Welwyn Garden City’s Hatfield Hyde Cemetery is the final resting place of George Edalji, a man whose life was defined by miscarriage of justice and the hideous crimes he never committed.
Born in Staffordshire on January 22, 1876, George was the eldest child of Charlotte Edalji and Reverend Shapurji Edalji, who is reported to be the first south Asian to be made vicar of an English parish.
His father would go on to become vicar of St Mark's in Great Wyrley, and this where George would run into trouble with the law in 1903.
During that year, a number of animals including horses, sheep and cows were slashed and mutilated, with the crimes dubbed the Great Wyrley Outrages.
In October, George was tried and convicted for the eighth attack, on a pit pony, and sentenced to seven years in prison with hard labour.
But his guilt was quickly put into doubt, with his Indian heritage and race believed to be part of the reason he was accused.
The Edalji family had also been subjected long-running campaign of untraceable abusive letters and anonymous harassment in the late 1800s, with further letters in 1903 alleging George was responsible for the outrages, leading to the police turning their attention to him.
Despite him being put behind bars, the mutilations continued and his case attracted the interest of Sherlock Holmes author Sir Arthur Conan Doyle, who turned detective, starting a long campaign for his release.

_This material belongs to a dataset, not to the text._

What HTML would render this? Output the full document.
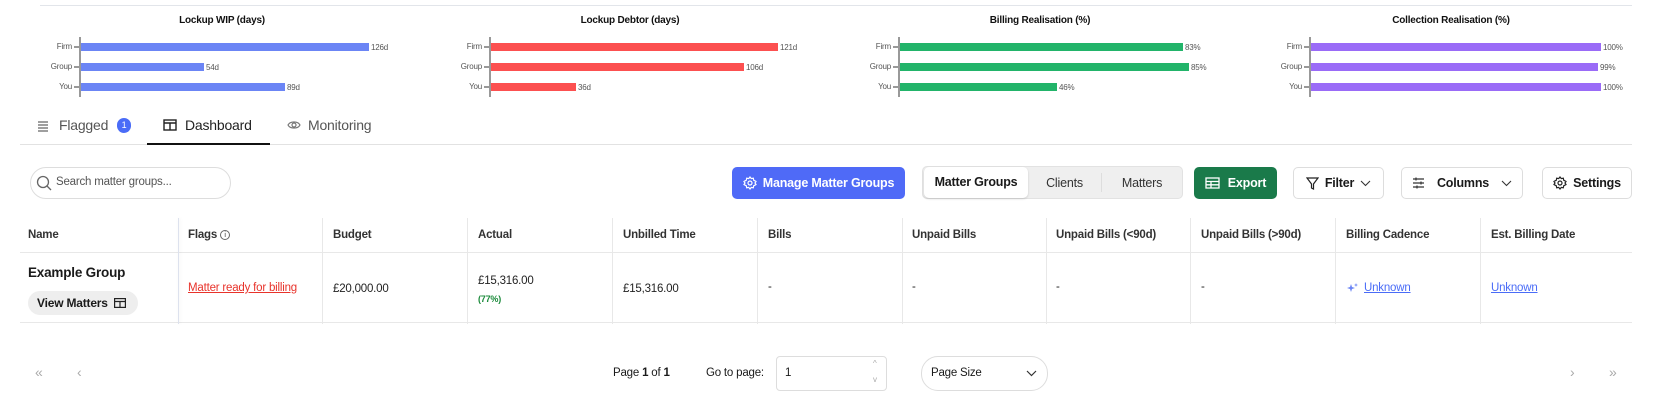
<!DOCTYPE html>
<html><head><meta charset="utf-8">
<style>
*{box-sizing:border-box;margin:0;padding:0}
body{width:1667px;height:407px;background:#fff;font-family:"Liberation Sans",Arial,sans-serif;color:#1a1a1a;position:relative;overflow:hidden;letter-spacing:-0.2px}
.a{position:absolute}
.topline{left:40px;top:5px;width:1592px;height:1px;background:#e2e5ea}
.ct{font-size:10px;font-weight:bold;color:#111;transform:translateX(-50%);white-space:nowrap;top:15px}
.axis{width:2px;background:#999;top:37px;height:60px}
.bar{height:8px}
.bl{font-size:8px;color:#555}
.cl{font-size:8px;color:#555;text-align:right;width:40px}
.tick{width:5px;height:2px;background:#999}
.tab{font-size:14px;color:#555;top:117px}
.btn{border:1px solid #ddd;border-radius:5px;background:#fff;height:32px;top:167px;display:flex;align-items:center;justify-content:center;font-size:12.5px;font-weight:bold;gap:8px;white-space:nowrap}
.th{font-size:11.5px;font-weight:bold;color:#333;top:229px}
.vl{width:1px;background:#e8e8e8;top:218px;height:106px}
.td{font-size:11.5px;color:#222}
</style></head><body>
<div class="a topline"></div>

<div class="a ct" style="left:222px">Lockup WIP (days)</div>
<div class="a axis" style="left:79px"></div>
<div class="a bar" style="left:81px;top:43px;width:288px;background:#6b85f5"></div>
<div class="a bar" style="left:81px;top:63px;width:123px;background:#6b85f5"></div>
<div class="a bar" style="left:81px;top:83px;width:204px;background:#6b85f5"></div>
<div class="a bl" style="left:371px;top:43px">126d</div>
<div class="a bl" style="left:206px;top:63px">54d</div>
<div class="a bl" style="left:287px;top:83px">89d</div>
<div class="a cl" style="left:32px;top:42px">Firm</div><div class="a tick" style="left:74px;top:46px"></div>
<div class="a cl" style="left:32px;top:62px">Group</div><div class="a tick" style="left:74px;top:66px"></div>
<div class="a cl" style="left:32px;top:82px">You</div><div class="a tick" style="left:74px;top:86px"></div>

<div class="a ct" style="left:630px">Lockup Debtor (days)</div>
<div class="a axis" style="left:489px"></div>
<div class="a bar" style="left:491px;top:43px;width:287px;background:#fc5050"></div>
<div class="a bar" style="left:491px;top:63px;width:253px;background:#fc5050"></div>
<div class="a bar" style="left:491px;top:83px;width:85px;background:#fc5050"></div>
<div class="a bl" style="left:780px;top:43px">121d</div>
<div class="a bl" style="left:746px;top:63px">106d</div>
<div class="a bl" style="left:578px;top:83px">36d</div>
<div class="a cl" style="left:442px;top:42px">Firm</div><div class="a tick" style="left:484px;top:46px"></div>
<div class="a cl" style="left:442px;top:62px">Group</div><div class="a tick" style="left:484px;top:66px"></div>
<div class="a cl" style="left:442px;top:82px">You</div><div class="a tick" style="left:484px;top:86px"></div>

<div class="a ct" style="left:1040px">Billing Realisation (%)</div>
<div class="a axis" style="left:898px"></div>
<div class="a bar" style="left:900px;top:43px;width:283px;background:#22b46a"></div>
<div class="a bar" style="left:900px;top:63px;width:289px;background:#22b46a"></div>
<div class="a bar" style="left:900px;top:83px;width:157px;background:#22b46a"></div>
<div class="a bl" style="left:1185px;top:43px">83%</div>
<div class="a bl" style="left:1191px;top:63px">85%</div>
<div class="a bl" style="left:1059px;top:83px">46%</div>
<div class="a cl" style="left:851px;top:42px">Firm</div><div class="a tick" style="left:893px;top:46px"></div>
<div class="a cl" style="left:851px;top:62px">Group</div><div class="a tick" style="left:893px;top:66px"></div>
<div class="a cl" style="left:851px;top:82px">You</div><div class="a tick" style="left:893px;top:86px"></div>

<div class="a ct" style="left:1451px">Collection Realisation (%)</div>
<div class="a axis" style="left:1309px"></div>
<div class="a bar" style="left:1311px;top:43px;width:290px;background:#9a6bf7"></div>
<div class="a bar" style="left:1311px;top:63px;width:287px;background:#9a6bf7"></div>
<div class="a bar" style="left:1311px;top:83px;width:290px;background:#9a6bf7"></div>
<div class="a bl" style="left:1603px;top:43px">100%</div>
<div class="a bl" style="left:1600px;top:63px">99%</div>
<div class="a bl" style="left:1603px;top:83px">100%</div>
<div class="a cl" style="left:1262px;top:42px">Firm</div><div class="a tick" style="left:1304px;top:46px"></div>
<div class="a cl" style="left:1262px;top:62px">Group</div><div class="a tick" style="left:1304px;top:66px"></div>
<div class="a cl" style="left:1262px;top:82px">You</div><div class="a tick" style="left:1304px;top:86px"></div>

<div class="a" style="left:20px;top:144px;width:1612px;height:1px;background:#e2e2e2"></div>
<div class="a" style="left:147px;top:143px;width:123px;height:2px;background:#111"></div>
<svg class="a" style="left:37px;top:120px" width="12" height="12" viewBox="0 0 12 12" fill="none" stroke="#666" stroke-width="1.2"><path d="M1 2h10M1 5h10M1 8h10M1 11h10"/></svg>
<div class="a tab" style="left:59px">Flagged</div>
<div class="a" style="left:117px;top:118px;width:14px;height:15px;border-radius:8px;background:#4a6cf7;color:#fff;font-size:9px;text-align:center;line-height:15px">1</div>
<svg class="a" style="left:163px;top:119px" width="14" height="12" viewBox="0 0 14 12" fill="none" stroke="#222" stroke-width="1.4"><rect x="1" y="1" width="12" height="10"/><path d="M1 4h12M7 4v7"/></svg>
<div class="a tab" style="left:185px;color:#222">Dashboard</div>
<svg class="a" style="left:287px;top:119px" width="14" height="12" viewBox="0 0 14 12" fill="none" stroke="#777" stroke-width="1.2"><path d="M1 6c2-4 10-4 12 0c-2 4-10 4-12 0z"/><circle cx="7" cy="6" r="2"/></svg>
<div class="a tab" style="left:308px">Monitoring</div>

<div class="a" style="left:30px;top:167px;width:201px;height:32px;border:1px solid #ddd;border-radius:16px"></div>
<svg class="a" style="left:36px;top:175px" width="16" height="16" viewBox="0 0 16 16" fill="none" stroke="#666" stroke-width="1.3"><circle cx="7" cy="7" r="5.5"/><path d="M11 11l4 4"/></svg>
<div class="a" style="left:56px;top:176px;font-size:11.5px;color:#555">Search matter groups...</div>

<div class="a btn" style="left:732px;width:173px;background:#4f6af7;border-color:#4f6af7;color:#fff;font-size:12.5px;gap:6px">
<svg width="14" height="14" viewBox="0 0 14 14" fill="none" stroke="#fff" stroke-width="1.2"><circle cx="7" cy="7" r="2"/><path d="M7 1l1.3 1.6 2-.4.4 2L13 5.5 12 7l1 1.5-2.3 1.3-.4 2-2-.4L7 13l-1.3-1.6-2 .4-.4-2L1 8.5 2 7 1 5.5l2.3-1.3.4-2 2 .4z"/></svg>Manage Matter Groups</div>

<div class="a" style="left:922px;top:166px;width:261px;height:33px;background:#efefef;border:1px solid #e2e2e2;border-radius:5px"></div>
<div class="a" style="left:924px;top:167px;width:104px;height:31px;background:#fff;border-radius:5px;box-shadow:0 1px 2px rgba(0,0,0,.15);font-size:12.5px;font-weight:bold;text-align:center;line-height:31px">Matter Groups</div>
<div class="a" style="left:1028px;top:176px;width:73px;text-align:center;font-size:12.5px;color:#333">Clients</div>
<div class="a" style="left:1101px;top:173px;width:1px;height:19px;background:#ddd"></div>
<div class="a" style="left:1102px;top:176px;width:80px;text-align:center;font-size:12.5px;color:#333">Matters</div>

<div class="a btn" style="left:1194px;width:83px;background:#1a7a4a;border-color:#1a7a4a;color:#fff">
<svg width="15" height="12" viewBox="0 0 15 12" fill="none" stroke="#fff" stroke-width="1.3"><rect x="1" y="1" width="13" height="10"/><path d="M1 4.5h13M1 7.8h13M6 4.5v6.5"/></svg>Export</div>
<div class="a btn" style="left:1293px;width:91px;gap:6px">
<svg width="13" height="13" viewBox="0 0 13 13" fill="none" stroke="#222" stroke-width="1.2"><path d="M1 1h11L7.5 7v5L5.5 11V7z"/></svg>Filter<svg width="11" height="7" viewBox="0 0 11 7" fill="none" stroke="#333" stroke-width="1.1"><path d="M1 1l4.5 4.5L10 1"/></svg></div>
<div class="a btn" style="left:1401px;width:122px;gap:12px">
<svg width="13" height="12" viewBox="0 0 13 12" fill="none" stroke="#333" stroke-width="1.2"><path d="M1 2h11M1 6h11M1 10h11M4 0.5v3M9 4.5v3M5 8.5v3"/></svg>Columns<svg width="11" height="7" viewBox="0 0 11 7" fill="none" stroke="#333" stroke-width="1.1"><path d="M1 1l4.5 4.5L10 1"/></svg></div>
<div class="a btn" style="left:1542px;width:90px;gap:6px">
<svg width="14" height="14" viewBox="0 0 14 14" fill="none" stroke="#222" stroke-width="1.2"><circle cx="7" cy="7" r="2"/><path d="M7 1l1.3 1.6 2-.4.4 2L13 5.5 12 7l1 1.5-2.3 1.3-.4 2-2-.4L7 13l-1.3-1.6-2 .4-.4-2L1 8.5 2 7 1 5.5l2.3-1.3.4-2 2 .4z"/></svg>Settings</div>

<div class="a" style="left:20px;top:252px;width:1612px;height:1px;background:#e8e8e8"></div>
<div class="a" style="left:20px;top:322px;width:1612px;height:1px;background:#e8e8e8"></div>
<div class="a" style="left:178px;top:218px;width:1px;height:106px;background:#dde2ee;box-shadow:1px 0 3px rgba(0,0,0,.08)"></div>
<div class="a vl" style="left:322px"></div><div class="a vl" style="left:467px"></div><div class="a vl" style="left:612px"></div><div class="a vl" style="left:757px"></div><div class="a vl" style="left:902px"></div><div class="a vl" style="left:1046px"></div><div class="a vl" style="left:1190px"></div><div class="a vl" style="left:1335px"></div><div class="a vl" style="left:1480px"></div>
<div class="a th" style="left:28px">Name</div>
<div class="a th" style="left:188px">Flags <span style="display:inline-block;width:10px;height:10px;border:1px solid #666;border-radius:50%;font-size:7px;text-align:center;line-height:9px;font-weight:normal;vertical-align:1px">i</span></div>
<div class="a th" style="left:333px">Budget</div>
<div class="a th" style="left:478px">Actual</div>
<div class="a th" style="left:623px">Unbilled Time</div>
<div class="a th" style="left:768px">Bills</div>
<div class="a th" style="left:912px">Unpaid Bills</div>
<div class="a th" style="left:1056px">Unpaid Bills (&lt;90d)</div>
<div class="a th" style="left:1201px">Unpaid Bills (&gt;90d)</div>
<div class="a th" style="left:1346px">Billing Cadence</div>
<div class="a th" style="left:1491px">Est. Billing Date</div>

<div class="a" style="left:28px;top:265px;font-size:13.5px;font-weight:bold">Example Group</div>
<div class="a" style="left:28px;top:291px;width:110px;height:24px;border-radius:12px;background:#eee;font-size:12px;font-weight:bold;line-height:24px;padding-left:9px">View Matters
<svg style="vertical-align:-1px;margin-left:3px" width="12" height="10" viewBox="0 0 12 10" fill="none" stroke="#222" stroke-width="1.2"><rect x="0.6" y="0.6" width="10.8" height="8.8"/><path d="M0.6 3.5h10.8M6 3.5v6"/></svg></div>
<div class="a td" style="left:188px;top:282px;color:#e8332b;text-decoration:underline">Matter ready for billing</div>
<div class="a td" style="left:333px;top:283px">£20,000.00</div>
<div class="a td" style="left:478px;top:275px">£15,316.00</div>
<div class="a" style="left:478px;top:294px;font-size:9px;font-weight:bold;color:#1a8a3a">(77%)</div>
<div class="a td" style="left:623px;top:283px">£15,316.00</div>
<div class="a td" style="left:768px;top:281px">-</div>
<div class="a td" style="left:912px;top:281px">-</div>
<div class="a td" style="left:1056px;top:281px">-</div>
<div class="a td" style="left:1201px;top:281px">-</div>
<svg class="a" style="left:1346px;top:283px" width="12" height="12" viewBox="0 0 12 12" fill="#6b85f5"><path d="M5 1l1 3 3 1-3 1-1 3-1-3-3-1 3-1z"/><path d="M10 0l.5 1.5L12 2l-1.5.5L10 4l-.5-1.5L8 2l1.5-.5z"/></svg>
<div class="a td" style="left:1364px;top:282px;color:#4a6cf7;text-decoration:underline">Unknown</div>
<div class="a td" style="left:1491px;top:282px;color:#4a6cf7;text-decoration:underline">Unknown</div>

<div class="a" style="left:35px;top:364px;font-size:14px;color:#aaa">«</div>
<div class="a" style="left:77px;top:364px;font-size:14px;color:#aaa">‹</div>
<div class="a" style="left:613px;top:367px;font-size:11.5px">Page <b>1</b> of <b>1</b></div>
<div class="a" style="left:706px;top:367px;font-size:11.5px">Go to page:</div>
<div class="a" style="left:776px;top:356px;width:111px;height:35px;border:1px solid #ddd;border-radius:4px;font-size:11.5px;padding:10px 8px">1</div>
<div class="a" style="left:873px;top:359px;font-size:8px;color:#aaa">^</div>
<div class="a" style="left:873px;top:375px;font-size:8px;color:#aaa">v</div>
<div class="a" style="left:921px;top:356px;width:127px;height:35px;border:1px solid #ddd;border-radius:17px;font-size:11.5px;padding:10px 9px">Page Size</div>
<svg class="a" style="left:1026px;top:370px" width="11" height="7" viewBox="0 0 11 7" fill="none" stroke="#333" stroke-width="1.2"><path d="M1 1l4.5 4.5L10 1"/></svg>
<div class="a" style="left:1570px;top:364px;font-size:14px;color:#aaa">›</div>
<div class="a" style="left:1609px;top:364px;font-size:14px;color:#aaa">»</div>
</body></html>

Eight months later, the author had gathered enough evidence, and along with others, including the chief justice in the Bahamas, they pleaded George’s case which led to his 1906 release.
He was exonerated by a Home Office committee of enquiry, although no compensation was awarded, but his case was ground-breaking and helped to establish the Court of Criminal Appeal in 1907.
As part of his investigation into the Great Wyrley Outrages, Conan Doyle believed the mutilations were the work of butcher's boy and sailor called Royden Sharp, but ironically, this theory was based on circumstantial evidence, a reliance on which by the police had led to George’s conviction.
As for the threatening letters, these continued for the next 25 years under the name of the ‘Wryley Gang’, but in 1934, it was discovered that they were being sent from outside of the town, and Enoch Knowles of Wednesbury was arrested and convicted.
Following the outrages case, Conan Doyle would turn detective again in 1928, helping to overturn the sentence of Oscar Slater, who spent almost 20 years in prison after being falsely accused of bludgeoning an 82-year-old woman in Glasgow.
As for George, he was accepted back on to the roll of solicitors in good standing and allowed to practice in November 1907, before moving to Welwyn Garden City around 1930, where he lived in Brockett Close with his sister, Maud.
He died in the town in 1953 and was buried in nearby Hatfield Hyde Cemetery.
Even 110 years after his false imprisonment, George’s case is still spoken about, with Solicitor-General Sir Oliver Heald calling his trial a “farce”.